#### WHAT TO PRODUCE:
Give the data below again exactly as written, without its pictures.

====

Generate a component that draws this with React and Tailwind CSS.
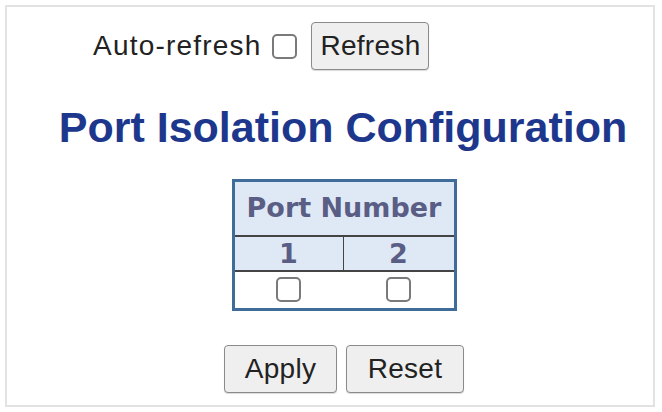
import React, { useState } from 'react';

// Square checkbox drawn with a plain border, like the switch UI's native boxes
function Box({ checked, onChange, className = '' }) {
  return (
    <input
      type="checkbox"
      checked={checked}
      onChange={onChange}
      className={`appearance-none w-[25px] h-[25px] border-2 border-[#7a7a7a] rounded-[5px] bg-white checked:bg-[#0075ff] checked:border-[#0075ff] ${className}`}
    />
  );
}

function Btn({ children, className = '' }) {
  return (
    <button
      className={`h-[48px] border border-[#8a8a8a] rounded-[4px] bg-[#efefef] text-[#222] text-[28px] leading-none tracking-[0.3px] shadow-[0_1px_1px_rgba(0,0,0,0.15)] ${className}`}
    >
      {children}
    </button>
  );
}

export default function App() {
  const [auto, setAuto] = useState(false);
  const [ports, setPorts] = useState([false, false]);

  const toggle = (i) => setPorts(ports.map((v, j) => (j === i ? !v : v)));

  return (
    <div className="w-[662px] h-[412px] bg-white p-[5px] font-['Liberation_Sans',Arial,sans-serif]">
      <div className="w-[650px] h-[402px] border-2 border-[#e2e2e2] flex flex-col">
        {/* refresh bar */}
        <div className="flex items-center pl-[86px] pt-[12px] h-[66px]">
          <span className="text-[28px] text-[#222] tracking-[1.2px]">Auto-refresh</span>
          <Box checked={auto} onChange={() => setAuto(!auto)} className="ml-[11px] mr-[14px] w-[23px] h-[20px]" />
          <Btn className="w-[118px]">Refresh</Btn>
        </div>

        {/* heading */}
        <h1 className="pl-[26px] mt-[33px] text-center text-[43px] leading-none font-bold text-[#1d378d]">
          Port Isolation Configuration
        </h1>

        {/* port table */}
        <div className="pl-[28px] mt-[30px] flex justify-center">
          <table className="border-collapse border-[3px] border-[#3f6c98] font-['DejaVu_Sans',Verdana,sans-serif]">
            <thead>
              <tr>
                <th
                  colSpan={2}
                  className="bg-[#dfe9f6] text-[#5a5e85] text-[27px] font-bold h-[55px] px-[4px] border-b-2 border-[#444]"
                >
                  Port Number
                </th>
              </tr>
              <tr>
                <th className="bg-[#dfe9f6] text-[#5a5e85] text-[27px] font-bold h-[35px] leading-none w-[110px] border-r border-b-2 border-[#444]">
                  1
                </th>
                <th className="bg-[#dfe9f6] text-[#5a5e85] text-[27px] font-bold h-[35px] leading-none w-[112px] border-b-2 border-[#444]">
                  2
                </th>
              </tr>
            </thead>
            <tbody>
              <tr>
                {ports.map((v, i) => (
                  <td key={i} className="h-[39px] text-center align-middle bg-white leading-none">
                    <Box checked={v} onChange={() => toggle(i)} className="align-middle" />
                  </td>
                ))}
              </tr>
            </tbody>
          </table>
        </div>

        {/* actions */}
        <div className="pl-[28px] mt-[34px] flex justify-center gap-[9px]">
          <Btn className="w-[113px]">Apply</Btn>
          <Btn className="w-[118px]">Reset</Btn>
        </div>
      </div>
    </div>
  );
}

====

#### REPLY:
Generate a component that draws this with React and Tailwind CSS.
import React, { useState } from 'react';

// Square checkbox drawn with a plain border, like the switch UI's native boxes
function Box({ checked, onChange, className = '' }) {
  return (
    <input
      type="checkbox"
      checked={checked}
      onChange={onChange}
      className={`appearance-none w-[25px] h-[25px] border-2 border-[#7a7a7a] rounded-[5px] bg-white checked:bg-[#0075ff] checked:border-[#0075ff] ${className}`}
    />
  );
}

function Btn({ children, className = '' }) {
  return (
    <button
      className={`h-[48px] border border-[#8a8a8a] rounded-[4px] bg-[#efefef] text-[#222] text-[28px] leading-none tracking-[0.3px] shadow-[0_1px_1px_rgba(0,0,0,0.15)] ${className}`}
    >
      {children}
    </button>
  );
}

export default function App() {
  const [auto, setAuto] = useState(false);
  const [ports, setPorts] = useState([false, false]);

  const toggle = (i) => setPorts(ports.map((v, j) => (j === i ? !v : v)));

  return (
    <div className="w-[662px] h-[412px] bg-white p-[5px] font-['Liberation_Sans',Arial,sans-serif]">
      <div className="w-[650px] h-[402px] border-2 border-[#e2e2e2] flex flex-col">
        {/* refresh bar */}
        <div className="flex items-center pl-[86px] pt-[12px] h-[66px]">
          <span className="text-[28px] text-[#222] tracking-[1.2px]">Auto-refresh</span>
          <Box checked={auto} onChange={() => setAuto(!auto)} className="ml-[11px] mr-[14px] w-[23px] h-[20px]" />
          <Btn className="w-[118px]">Refresh</Btn>
        </div>

        {/* heading */}
        <h1 className="pl-[26px] mt-[33px] text-center text-[43px] leading-none font-bold text-[#1d378d]">
          Port Isolation Configuration
        </h1>

        {/* port table */}
        <div className="pl-[28px] mt-[30px] flex justify-center">
          <table className="border-collapse border-[3px] border-[#3f6c98] font-['DejaVu_Sans',Verdana,sans-serif]">
            <thead>
              <tr>
                <th
                  colSpan={2}
                  className="bg-[#dfe9f6] text-[#5a5e85] text-[27px] font-bold h-[55px] px-[4px] border-b-2 border-[#444]"
                >
                  Port Number
                </th>
              </tr>
              <tr>
                <th className="bg-[#dfe9f6] text-[#5a5e85] text-[27px] font-bold h-[35px] leading-none w-[110px] border-r border-b-2 border-[#444]">
                  1
                </th>
                <th className="bg-[#dfe9f6] text-[#5a5e85] text-[27px] font-bold h-[35px] leading-none w-[112px] border-b-2 border-[#444]">
                  2
                </th>
              </tr>
            </thead>
            <tbody>
              <tr>
                {ports.map((v, i) => (
                  <td key={i} className="h-[39px] text-center align-middle bg-white leading-none">
                    <Box checked={v} onChange={() => toggle(i)} className="align-middle" />
                  </td>
                ))}
              </tr>
            </tbody>
          </table>
        </div>

        {/* actions */}
        <div className="pl-[28px] mt-[34px] flex justify-center gap-[9px]">
          <Btn className="w-[113px]">Apply</Btn>
          <Btn className="w-[118px]">Reset</Btn>
        </div>
      </div>
    </div>
  );
}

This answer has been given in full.